There's also a bit of a controversy over another restatement of the argument by Murray Rothbard in his essay "The Mantle of Science." N. Branden alleged that Rothbard had plagiarized Barbara Branden's thesis, and this is sometimes presented as the reason for Rothbard's break with Rand in the late 50s.

If, as seems likely, Barbara Branden got the argument from Rand, where did Rand get it from? Did she make it up on her own? Perhaps, but I rather doubt it. She probably got it from Isabel Paterson, who probably got it (first or second hand) from Haldane himself. But all this is mere guess work and not terribly important, since the argument really isn't all that good or special, hardly even worth the trouble of plagiarizing.

Cavewight said...

Greg wrote:
>Rand delegated this task to her underlings.

Then perhaps the idea arose during one of their many 1950s discussion periods. I don't think Haldane necessarily contributed anything to that discussion, even subconsciously, coincidences happen. I'd never heard of Barbara's thesis and now I'm wanting to know if it is available to read online.
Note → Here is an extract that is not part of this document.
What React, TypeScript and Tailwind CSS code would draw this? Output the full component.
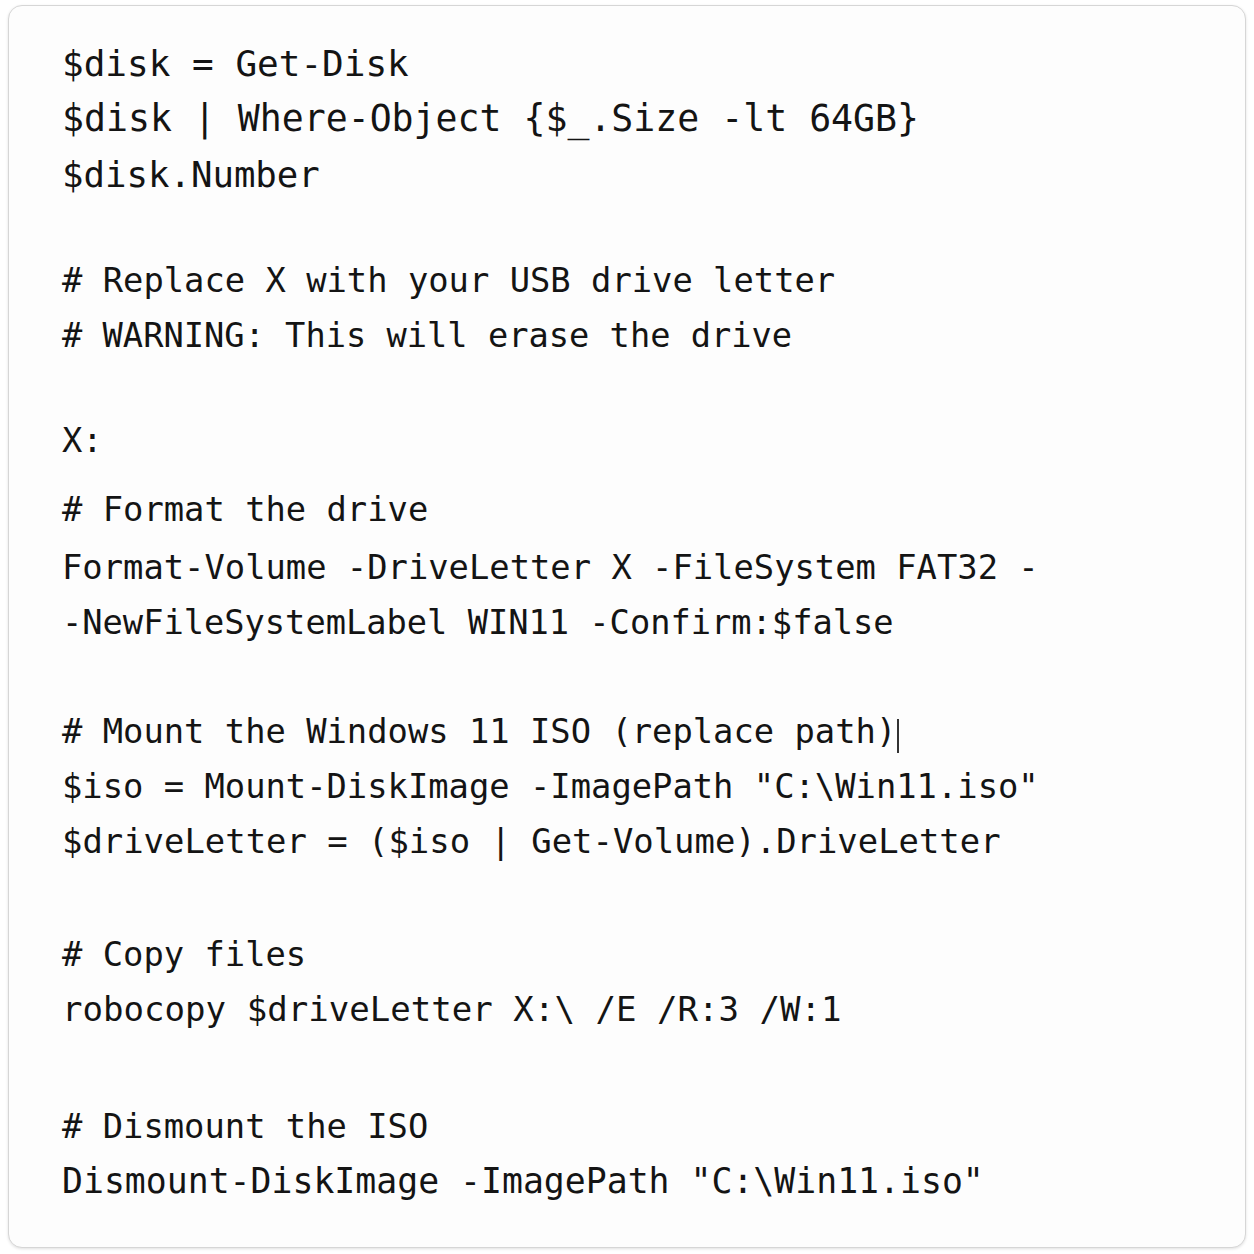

I think the anti-determinist statement can be easily formulated in terms of a question: if you are a determinist, then how do you know determinism is true?

Determinism doesn't make all knowledge impossible, knowing the truth of determinism only requires omniscience. But I don't know of any determinists who, when pressed, consider it more than an assumption held on the basis of faith or belief.

gregnyquist said...

"Then perhaps the idea arose during one of their many 1950s discussion periods. I don't think Haldane necessarily contributed anything to that discussion, even subconsciously, coincidences happen."
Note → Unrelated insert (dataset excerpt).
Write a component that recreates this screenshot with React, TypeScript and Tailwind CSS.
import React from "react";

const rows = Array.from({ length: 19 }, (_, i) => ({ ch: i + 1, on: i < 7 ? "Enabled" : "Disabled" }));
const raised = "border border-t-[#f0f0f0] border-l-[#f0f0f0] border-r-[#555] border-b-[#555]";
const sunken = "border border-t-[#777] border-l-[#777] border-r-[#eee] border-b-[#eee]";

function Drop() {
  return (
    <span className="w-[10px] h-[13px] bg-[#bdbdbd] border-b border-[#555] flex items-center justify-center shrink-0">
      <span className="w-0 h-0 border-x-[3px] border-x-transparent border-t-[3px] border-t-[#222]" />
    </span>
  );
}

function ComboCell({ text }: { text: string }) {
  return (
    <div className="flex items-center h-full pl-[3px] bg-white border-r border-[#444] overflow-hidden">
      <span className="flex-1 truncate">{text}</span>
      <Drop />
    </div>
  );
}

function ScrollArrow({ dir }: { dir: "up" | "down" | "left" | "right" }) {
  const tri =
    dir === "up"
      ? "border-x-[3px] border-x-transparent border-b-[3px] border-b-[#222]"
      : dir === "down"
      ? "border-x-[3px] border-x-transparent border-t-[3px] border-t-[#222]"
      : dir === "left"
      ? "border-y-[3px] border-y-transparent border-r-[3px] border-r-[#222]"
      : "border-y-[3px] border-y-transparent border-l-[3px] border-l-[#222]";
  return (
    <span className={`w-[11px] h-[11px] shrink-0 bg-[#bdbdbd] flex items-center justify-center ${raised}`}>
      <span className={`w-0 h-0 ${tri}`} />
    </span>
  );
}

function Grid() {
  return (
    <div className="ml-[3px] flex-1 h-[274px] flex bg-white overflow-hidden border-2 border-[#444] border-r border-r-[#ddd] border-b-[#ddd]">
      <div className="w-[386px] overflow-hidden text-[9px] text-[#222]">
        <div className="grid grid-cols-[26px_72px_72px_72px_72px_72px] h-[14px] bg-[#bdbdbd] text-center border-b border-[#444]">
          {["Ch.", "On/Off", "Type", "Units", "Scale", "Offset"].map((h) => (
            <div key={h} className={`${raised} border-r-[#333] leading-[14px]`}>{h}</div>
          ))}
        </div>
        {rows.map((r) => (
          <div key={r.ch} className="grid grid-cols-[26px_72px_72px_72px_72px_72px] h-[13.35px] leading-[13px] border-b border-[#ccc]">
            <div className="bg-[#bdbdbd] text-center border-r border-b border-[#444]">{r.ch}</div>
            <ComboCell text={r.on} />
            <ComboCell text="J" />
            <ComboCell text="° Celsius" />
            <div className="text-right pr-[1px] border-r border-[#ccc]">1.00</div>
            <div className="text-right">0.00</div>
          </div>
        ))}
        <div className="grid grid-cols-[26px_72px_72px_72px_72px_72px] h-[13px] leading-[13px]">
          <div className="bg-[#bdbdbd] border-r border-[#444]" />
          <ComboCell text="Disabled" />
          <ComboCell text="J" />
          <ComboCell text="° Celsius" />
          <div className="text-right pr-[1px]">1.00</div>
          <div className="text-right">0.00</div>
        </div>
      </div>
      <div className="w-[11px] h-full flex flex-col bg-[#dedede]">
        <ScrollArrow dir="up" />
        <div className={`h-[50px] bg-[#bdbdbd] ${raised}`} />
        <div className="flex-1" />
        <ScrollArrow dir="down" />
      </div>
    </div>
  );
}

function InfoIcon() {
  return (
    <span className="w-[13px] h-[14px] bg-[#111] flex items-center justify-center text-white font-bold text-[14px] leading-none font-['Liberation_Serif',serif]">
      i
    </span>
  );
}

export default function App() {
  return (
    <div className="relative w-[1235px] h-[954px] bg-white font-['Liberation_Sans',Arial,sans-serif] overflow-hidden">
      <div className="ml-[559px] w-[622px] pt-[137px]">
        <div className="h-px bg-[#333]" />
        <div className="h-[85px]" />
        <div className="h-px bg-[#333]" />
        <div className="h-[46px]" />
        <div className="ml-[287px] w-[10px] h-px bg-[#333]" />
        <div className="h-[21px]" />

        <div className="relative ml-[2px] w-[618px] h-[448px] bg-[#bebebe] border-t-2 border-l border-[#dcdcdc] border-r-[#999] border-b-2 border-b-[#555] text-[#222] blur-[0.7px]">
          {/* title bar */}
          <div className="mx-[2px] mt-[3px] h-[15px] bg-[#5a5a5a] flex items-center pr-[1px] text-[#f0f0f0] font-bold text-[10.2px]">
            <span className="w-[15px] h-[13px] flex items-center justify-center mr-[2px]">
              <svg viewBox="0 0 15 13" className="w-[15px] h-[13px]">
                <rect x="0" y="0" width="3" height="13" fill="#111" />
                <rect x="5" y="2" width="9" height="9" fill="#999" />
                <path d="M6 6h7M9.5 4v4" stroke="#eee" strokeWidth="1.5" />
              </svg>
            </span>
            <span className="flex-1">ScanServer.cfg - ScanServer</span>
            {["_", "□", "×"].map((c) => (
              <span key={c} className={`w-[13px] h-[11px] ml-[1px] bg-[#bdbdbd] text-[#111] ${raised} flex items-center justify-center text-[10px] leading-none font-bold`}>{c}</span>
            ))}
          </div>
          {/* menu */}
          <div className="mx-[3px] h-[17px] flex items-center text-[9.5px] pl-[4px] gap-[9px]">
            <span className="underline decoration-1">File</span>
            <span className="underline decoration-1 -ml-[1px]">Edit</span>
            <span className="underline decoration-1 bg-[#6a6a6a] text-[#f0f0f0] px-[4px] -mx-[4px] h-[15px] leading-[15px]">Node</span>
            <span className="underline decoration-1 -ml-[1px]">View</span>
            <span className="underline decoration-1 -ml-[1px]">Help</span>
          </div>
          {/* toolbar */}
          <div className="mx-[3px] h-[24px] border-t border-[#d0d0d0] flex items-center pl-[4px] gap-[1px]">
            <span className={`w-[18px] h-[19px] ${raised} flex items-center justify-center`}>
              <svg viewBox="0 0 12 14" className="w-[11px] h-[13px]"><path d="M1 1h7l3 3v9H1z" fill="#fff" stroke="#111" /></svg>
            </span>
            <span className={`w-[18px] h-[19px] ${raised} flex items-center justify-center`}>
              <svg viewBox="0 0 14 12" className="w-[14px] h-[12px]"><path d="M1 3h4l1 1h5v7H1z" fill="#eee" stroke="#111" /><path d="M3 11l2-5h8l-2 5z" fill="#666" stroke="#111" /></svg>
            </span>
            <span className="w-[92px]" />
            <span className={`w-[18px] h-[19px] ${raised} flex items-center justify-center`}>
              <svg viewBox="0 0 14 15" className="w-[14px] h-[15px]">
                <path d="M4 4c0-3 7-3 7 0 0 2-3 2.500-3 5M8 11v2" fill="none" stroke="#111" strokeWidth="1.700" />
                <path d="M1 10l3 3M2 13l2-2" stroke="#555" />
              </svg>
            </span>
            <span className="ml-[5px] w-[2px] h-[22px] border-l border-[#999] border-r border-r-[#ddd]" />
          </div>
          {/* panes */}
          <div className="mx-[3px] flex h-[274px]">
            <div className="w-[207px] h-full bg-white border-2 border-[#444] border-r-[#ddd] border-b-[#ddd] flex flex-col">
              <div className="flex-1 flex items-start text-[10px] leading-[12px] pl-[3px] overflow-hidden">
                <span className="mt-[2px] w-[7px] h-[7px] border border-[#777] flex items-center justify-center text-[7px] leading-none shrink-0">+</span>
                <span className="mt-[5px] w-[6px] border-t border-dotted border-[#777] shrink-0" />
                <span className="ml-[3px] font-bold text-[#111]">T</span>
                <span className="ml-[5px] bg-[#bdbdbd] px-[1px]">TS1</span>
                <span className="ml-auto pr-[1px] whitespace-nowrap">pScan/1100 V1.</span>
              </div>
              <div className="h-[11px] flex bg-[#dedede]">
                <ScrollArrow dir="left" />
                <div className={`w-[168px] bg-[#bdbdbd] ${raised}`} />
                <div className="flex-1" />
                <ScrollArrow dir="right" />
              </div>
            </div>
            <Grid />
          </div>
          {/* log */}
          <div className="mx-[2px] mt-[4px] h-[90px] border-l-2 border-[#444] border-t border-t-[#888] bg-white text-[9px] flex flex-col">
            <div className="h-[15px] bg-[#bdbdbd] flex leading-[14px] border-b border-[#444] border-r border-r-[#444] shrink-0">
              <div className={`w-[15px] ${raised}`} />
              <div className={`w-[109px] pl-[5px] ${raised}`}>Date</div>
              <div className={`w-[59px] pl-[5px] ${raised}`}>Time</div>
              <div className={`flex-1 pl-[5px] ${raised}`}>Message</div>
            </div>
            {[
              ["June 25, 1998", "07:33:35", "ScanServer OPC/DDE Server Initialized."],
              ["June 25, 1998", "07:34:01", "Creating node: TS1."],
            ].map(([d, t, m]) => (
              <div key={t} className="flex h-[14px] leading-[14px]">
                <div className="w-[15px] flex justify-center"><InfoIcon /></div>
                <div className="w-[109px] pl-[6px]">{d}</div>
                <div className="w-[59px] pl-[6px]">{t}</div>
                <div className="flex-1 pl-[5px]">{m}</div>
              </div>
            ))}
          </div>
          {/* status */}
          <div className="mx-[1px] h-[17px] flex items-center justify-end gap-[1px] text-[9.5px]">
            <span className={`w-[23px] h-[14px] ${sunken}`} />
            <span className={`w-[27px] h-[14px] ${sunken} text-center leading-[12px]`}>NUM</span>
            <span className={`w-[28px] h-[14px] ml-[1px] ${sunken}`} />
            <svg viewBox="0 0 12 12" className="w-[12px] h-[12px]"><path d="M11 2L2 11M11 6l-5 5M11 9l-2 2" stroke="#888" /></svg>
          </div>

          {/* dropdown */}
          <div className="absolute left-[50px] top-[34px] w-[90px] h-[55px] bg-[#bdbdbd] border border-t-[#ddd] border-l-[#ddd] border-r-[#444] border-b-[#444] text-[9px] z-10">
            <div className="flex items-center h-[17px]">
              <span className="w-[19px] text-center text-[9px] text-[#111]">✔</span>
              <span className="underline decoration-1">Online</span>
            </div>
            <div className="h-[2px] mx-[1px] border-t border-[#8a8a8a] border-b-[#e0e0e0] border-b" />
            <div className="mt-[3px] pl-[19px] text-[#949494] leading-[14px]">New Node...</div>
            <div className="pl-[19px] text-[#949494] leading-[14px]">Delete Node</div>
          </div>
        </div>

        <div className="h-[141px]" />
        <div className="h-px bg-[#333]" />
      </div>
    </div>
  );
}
Perhaps. A year ago I would've tended to agree with that, but since reading Jennifer Burns' book on Rand, I tend to be more suspicious of claims concerning Rand's "originality." According to Burns, Rand was a great deal more indebted to Isabel Paterson than we have heretofore realized. For example, the "A is A" mantra and Rand's hatred for Kant both have their origin in Paterson. Given Rand's narrow reading, I suspect a great deal more that one finds in Objectivism originally has its source in what Rand learned from Paterson.

This is not to suggest that Rand plagiarized from Paterson. Rand nearly always added her own spin to whatever she borrowed from her teacher. Indeed, Paterson does not appear to have been all that pleased with what Rand did with some the older woman's notions. Paterson, being much better read and far more knowledgeable, understood the wider context of many of these notions, and therefore could better gauge when they were being grossly misapplied and vulgarized. Rand, in her ignorance, had no idea what a mess she was making of Paterson's ideas.

Cavewight said...

Greg wrote:
>Perhaps. A year ago I would've tended to agree with that, but since reading Jennifer Burns' book on Rand, I tend to be more suspicious of claims concerning Rand's "originality."

Absolutely. Rand wanted to portray herself as unique. But where do you draw the line on calling it plagiarism? When "borrowing" ideas no longer becomes self-serving but innocent instead? Or is it just unconscious borrowing anyway?

Those questions are irrelevant, I need to know if Rand ever read or even heard of Haldane.

A quick look here http://www.noblesoul.com/orc/misc/read.html does not reveal anything by Haldane.

Cavewight said...

All I'm saying is that proving Rand was unoriginal does not require the charge of plagiarism against her.

That charge actually opens a weak spot in the argument because it demands solid evidence. One cannot say Rand was a plagiarist on the basis that she wanted to appear original, and then toss in some possible similarities between her writings and those of others.

On the other hand, Rand was not a scholar. She was a 'loose cannon,' a fringeist with an extremist streak. She often discussed ideas with others and then, if she liked the result, she reinterpreted these ideas based on her "instincts," which are just a combination of her colorful personality and background experiences.

So I'd rather see any direct similarities between her ideas and those of others as coincidental. The charge of unoriginality can be made to stick other ways. Simply pointing out that ideas similar, or better, identical to hers existed in the past takes Rand down a notch or two. But accusing her of plagiarism is a charge which is not likely to stick and will soon take down with it the charge of unoriginality.

Believe me, I've had plenty of discussions with triumphalists in the Rand community who love that kind of charge because they can easily twist it around and use it to triumphantly proclaim Rand's "brilliant originality" again. Any such base charges which you can't definitively prove only makes Rand seem stronger, even omnipotent and god-like, to them.